Please set down all the lines beneath this one exactly, without the pictures.

=====

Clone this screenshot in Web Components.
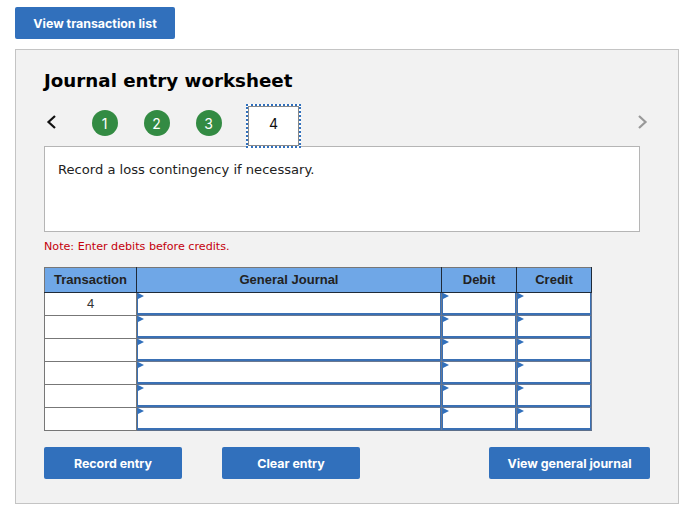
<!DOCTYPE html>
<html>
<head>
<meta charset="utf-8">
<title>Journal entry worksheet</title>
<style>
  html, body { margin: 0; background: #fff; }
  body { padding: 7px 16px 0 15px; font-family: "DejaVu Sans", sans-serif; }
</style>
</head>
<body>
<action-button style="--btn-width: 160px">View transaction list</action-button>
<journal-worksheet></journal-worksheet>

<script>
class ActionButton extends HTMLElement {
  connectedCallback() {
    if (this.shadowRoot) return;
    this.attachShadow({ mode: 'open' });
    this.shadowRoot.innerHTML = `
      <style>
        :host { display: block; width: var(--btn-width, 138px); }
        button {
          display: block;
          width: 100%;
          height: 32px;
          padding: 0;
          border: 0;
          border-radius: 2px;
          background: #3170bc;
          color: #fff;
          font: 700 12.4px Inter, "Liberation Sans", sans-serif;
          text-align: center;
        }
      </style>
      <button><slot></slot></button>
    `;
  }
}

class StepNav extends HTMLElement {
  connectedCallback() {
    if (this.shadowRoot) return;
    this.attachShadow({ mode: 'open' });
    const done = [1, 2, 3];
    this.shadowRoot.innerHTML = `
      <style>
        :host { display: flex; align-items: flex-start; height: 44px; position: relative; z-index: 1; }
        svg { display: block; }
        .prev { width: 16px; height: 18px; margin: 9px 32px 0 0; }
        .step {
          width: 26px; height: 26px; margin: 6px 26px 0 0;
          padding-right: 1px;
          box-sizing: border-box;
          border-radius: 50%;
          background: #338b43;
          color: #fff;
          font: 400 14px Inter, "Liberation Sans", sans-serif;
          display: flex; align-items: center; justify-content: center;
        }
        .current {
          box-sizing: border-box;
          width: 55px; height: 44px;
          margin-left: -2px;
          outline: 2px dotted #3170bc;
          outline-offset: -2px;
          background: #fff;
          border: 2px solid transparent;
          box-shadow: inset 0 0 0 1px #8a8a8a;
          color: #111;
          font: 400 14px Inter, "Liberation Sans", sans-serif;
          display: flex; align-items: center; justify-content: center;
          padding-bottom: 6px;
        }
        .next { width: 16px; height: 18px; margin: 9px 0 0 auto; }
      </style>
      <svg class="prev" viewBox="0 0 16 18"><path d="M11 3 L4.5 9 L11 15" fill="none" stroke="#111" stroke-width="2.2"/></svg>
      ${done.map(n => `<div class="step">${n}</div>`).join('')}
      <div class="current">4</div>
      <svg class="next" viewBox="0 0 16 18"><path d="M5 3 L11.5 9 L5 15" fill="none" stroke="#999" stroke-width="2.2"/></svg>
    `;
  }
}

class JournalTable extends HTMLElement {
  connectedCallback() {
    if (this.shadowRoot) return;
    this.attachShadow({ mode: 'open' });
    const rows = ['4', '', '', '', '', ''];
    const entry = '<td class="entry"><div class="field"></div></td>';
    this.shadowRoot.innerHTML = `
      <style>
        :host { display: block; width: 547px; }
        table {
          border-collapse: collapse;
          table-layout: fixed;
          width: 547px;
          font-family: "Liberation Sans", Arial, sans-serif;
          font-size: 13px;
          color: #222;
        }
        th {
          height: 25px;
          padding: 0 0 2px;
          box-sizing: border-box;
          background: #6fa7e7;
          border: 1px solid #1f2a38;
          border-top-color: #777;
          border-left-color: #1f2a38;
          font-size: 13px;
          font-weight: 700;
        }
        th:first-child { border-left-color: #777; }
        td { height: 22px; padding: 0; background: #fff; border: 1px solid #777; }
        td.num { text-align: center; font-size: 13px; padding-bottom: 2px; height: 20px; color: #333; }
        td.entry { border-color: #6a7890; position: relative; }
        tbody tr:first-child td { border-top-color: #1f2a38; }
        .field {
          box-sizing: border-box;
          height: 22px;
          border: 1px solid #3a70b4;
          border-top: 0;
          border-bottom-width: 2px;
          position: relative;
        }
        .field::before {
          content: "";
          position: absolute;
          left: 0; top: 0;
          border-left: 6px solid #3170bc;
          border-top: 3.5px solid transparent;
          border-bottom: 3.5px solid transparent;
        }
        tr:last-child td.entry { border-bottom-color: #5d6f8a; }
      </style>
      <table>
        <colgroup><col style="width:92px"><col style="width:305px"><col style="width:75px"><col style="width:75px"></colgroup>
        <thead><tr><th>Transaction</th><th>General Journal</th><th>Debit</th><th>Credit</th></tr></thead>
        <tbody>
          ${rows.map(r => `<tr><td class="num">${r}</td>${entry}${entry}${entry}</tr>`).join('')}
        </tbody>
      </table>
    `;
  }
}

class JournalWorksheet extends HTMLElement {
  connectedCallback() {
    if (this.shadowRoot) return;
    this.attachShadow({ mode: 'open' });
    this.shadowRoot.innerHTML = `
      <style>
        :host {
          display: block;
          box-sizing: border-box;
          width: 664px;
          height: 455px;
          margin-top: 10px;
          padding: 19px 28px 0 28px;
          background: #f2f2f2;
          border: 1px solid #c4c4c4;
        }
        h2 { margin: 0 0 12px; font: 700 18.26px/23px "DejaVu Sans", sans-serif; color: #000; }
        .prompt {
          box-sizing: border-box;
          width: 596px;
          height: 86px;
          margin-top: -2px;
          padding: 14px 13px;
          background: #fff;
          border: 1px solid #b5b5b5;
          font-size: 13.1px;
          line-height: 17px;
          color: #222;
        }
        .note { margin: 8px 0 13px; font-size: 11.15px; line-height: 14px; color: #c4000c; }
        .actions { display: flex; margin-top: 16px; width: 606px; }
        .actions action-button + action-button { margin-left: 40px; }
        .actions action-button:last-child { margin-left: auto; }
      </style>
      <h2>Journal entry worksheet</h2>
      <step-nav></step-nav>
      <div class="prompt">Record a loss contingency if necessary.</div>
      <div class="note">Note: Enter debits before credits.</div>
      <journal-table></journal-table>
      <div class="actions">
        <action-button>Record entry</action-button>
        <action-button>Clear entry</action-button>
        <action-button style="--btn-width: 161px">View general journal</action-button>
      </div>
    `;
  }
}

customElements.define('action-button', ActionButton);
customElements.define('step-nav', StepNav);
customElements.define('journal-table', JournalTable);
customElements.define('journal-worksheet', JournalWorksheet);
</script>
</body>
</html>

=====

◆ FULL SOLUTION:
Clone this screenshot in Web Components.
<!DOCTYPE html>
<html>
<head>
<meta charset="utf-8">
<title>Journal entry worksheet</title>
<style>
  html, body { margin: 0; background: #fff; }
  body { padding: 7px 16px 0 15px; font-family: "DejaVu Sans", sans-serif; }
</style>
</head>
<body>
<action-button style="--btn-width: 160px">View transaction list</action-button>
<journal-worksheet></journal-worksheet>

<script>
class ActionButton extends HTMLElement {
  connectedCallback() {
    if (this.shadowRoot) return;
    this.attachShadow({ mode: 'open' });
    this.shadowRoot.innerHTML = `
      <style>
        :host { display: block; width: var(--btn-width, 138px); }
        button {
          display: block;
          width: 100%;
          height: 32px;
          padding: 0;
          border: 0;
          border-radius: 2px;
          background: #3170bc;
          color: #fff;
          font: 700 12.4px Inter, "Liberation Sans", sans-serif;
          text-align: center;
        }
      </style>
      <button><slot></slot></button>
    `;
  }
}

class StepNav extends HTMLElement {
  connectedCallback() {
    if (this.shadowRoot) return;
    this.attachShadow({ mode: 'open' });
    const done = [1, 2, 3];
    this.shadowRoot.innerHTML = `
      <style>
        :host { display: flex; align-items: flex-start; height: 44px; position: relative; z-index: 1; }
        svg { display: block; }
        .prev { width: 16px; height: 18px; margin: 9px 32px 0 0; }
        .step {
          width: 26px; height: 26px; margin: 6px 26px 0 0;
          padding-right: 1px;
          box-sizing: border-box;
          border-radius: 50%;
          background: #338b43;
          color: #fff;
          font: 400 14px Inter, "Liberation Sans", sans-serif;
          display: flex; align-items: center; justify-content: center;
        }
        .current {
          box-sizing: border-box;
          width: 55px; height: 44px;
          margin-left: -2px;
          outline: 2px dotted #3170bc;
          outline-offset: -2px;
          background: #fff;
          border: 2px solid transparent;
          box-shadow: inset 0 0 0 1px #8a8a8a;
          color: #111;
          font: 400 14px Inter, "Liberation Sans", sans-serif;
          display: flex; align-items: center; justify-content: center;
          padding-bottom: 6px;
        }
        .next { width: 16px; height: 18px; margin: 9px 0 0 auto; }
      </style>
      <svg class="prev" viewBox="0 0 16 18"><path d="M11 3 L4.5 9 L11 15" fill="none" stroke="#111" stroke-width="2.2"/></svg>
      ${done.map(n => `<div class="step">${n}</div>`).join('')}
      <div class="current">4</div>
      <svg class="next" viewBox="0 0 16 18"><path d="M5 3 L11.5 9 L5 15" fill="none" stroke="#999" stroke-width="2.2"/></svg>
    `;
  }
}

class JournalTable extends HTMLElement {
  connectedCallback() {
    if (this.shadowRoot) return;
    this.attachShadow({ mode: 'open' });
    const rows = ['4', '', '', '', '', ''];
    const entry = '<td class="entry"><div class="field"></div></td>';
    this.shadowRoot.innerHTML = `
      <style>
        :host { display: block; width: 547px; }
        table {
          border-collapse: collapse;
          table-layout: fixed;
          width: 547px;
          font-family: "Liberation Sans", Arial, sans-serif;
          font-size: 13px;
          color: #222;
        }
        th {
          height: 25px;
          padding: 0 0 2px;
          box-sizing: border-box;
          background: #6fa7e7;
          border: 1px solid #1f2a38;
          border-top-color: #777;
          border-left-color: #1f2a38;
          font-size: 13px;
          font-weight: 700;
        }
        th:first-child { border-left-color: #777; }
        td { height: 22px; padding: 0; background: #fff; border: 1px solid #777; }
        td.num { text-align: center; font-size: 13px; padding-bottom: 2px; height: 20px; color: #333; }
        td.entry { border-color: #6a7890; position: relative; }
        tbody tr:first-child td { border-top-color: #1f2a38; }
        .field {
          box-sizing: border-box;
          height: 22px;
          border: 1px solid #3a70b4;
          border-top: 0;
          border-bottom-width: 2px;
          position: relative;
        }
        .field::before {
          content: "";
          position: absolute;
          left: 0; top: 0;
          border-left: 6px solid #3170bc;
          border-top: 3.5px solid transparent;
          border-bottom: 3.5px solid transparent;
        }
        tr:last-child td.entry { border-bottom-color: #5d6f8a; }
      </style>
      <table>
        <colgroup><col style="width:92px"><col style="width:305px"><col style="width:75px"><col style="width:75px"></colgroup>
        <thead><tr><th>Transaction</th><th>General Journal</th><th>Debit</th><th>Credit</th></tr></thead>
        <tbody>
          ${rows.map(r => `<tr><td class="num">${r}</td>${entry}${entry}${entry}</tr>`).join('')}
        </tbody>
      </table>
    `;
  }
}

class JournalWorksheet extends HTMLElement {
  connectedCallback() {
    if (this.shadowRoot) return;
    this.attachShadow({ mode: 'open' });
    this.shadowRoot.innerHTML = `
      <style>
        :host {
          display: block;
          box-sizing: border-box;
          width: 664px;
          height: 455px;
          margin-top: 10px;
          padding: 19px 28px 0 28px;
          background: #f2f2f2;
          border: 1px solid #c4c4c4;
        }
        h2 { margin: 0 0 12px; font: 700 18.26px/23px "DejaVu Sans", sans-serif; color: #000; }
        .prompt {
          box-sizing: border-box;
          width: 596px;
          height: 86px;
          margin-top: -2px;
          padding: 14px 13px;
          background: #fff;
          border: 1px solid #b5b5b5;
          font-size: 13.1px;
          line-height: 17px;
          color: #222;
        }
        .note { margin: 8px 0 13px; font-size: 11.15px; line-height: 14px; color: #c4000c; }
        .actions { display: flex; margin-top: 16px; width: 606px; }
        .actions action-button + action-button { margin-left: 40px; }
        .actions action-button:last-child { margin-left: auto; }
      </style>
      <h2>Journal entry worksheet</h2>
      <step-nav></step-nav>
      <div class="prompt">Record a loss contingency if necessary.</div>
      <div class="note">Note: Enter debits before credits.</div>
      <journal-table></journal-table>
      <div class="actions">
        <action-button>Record entry</action-button>
        <action-button>Clear entry</action-button>
        <action-button style="--btn-width: 161px">View general journal</action-button>
      </div>
    `;
  }
}

customElements.define('action-button', ActionButton);
customElements.define('step-nav', StepNav);
customElements.define('journal-table', JournalTable);
customElements.define('journal-worksheet', JournalWorksheet);
</script>
</body>
</html>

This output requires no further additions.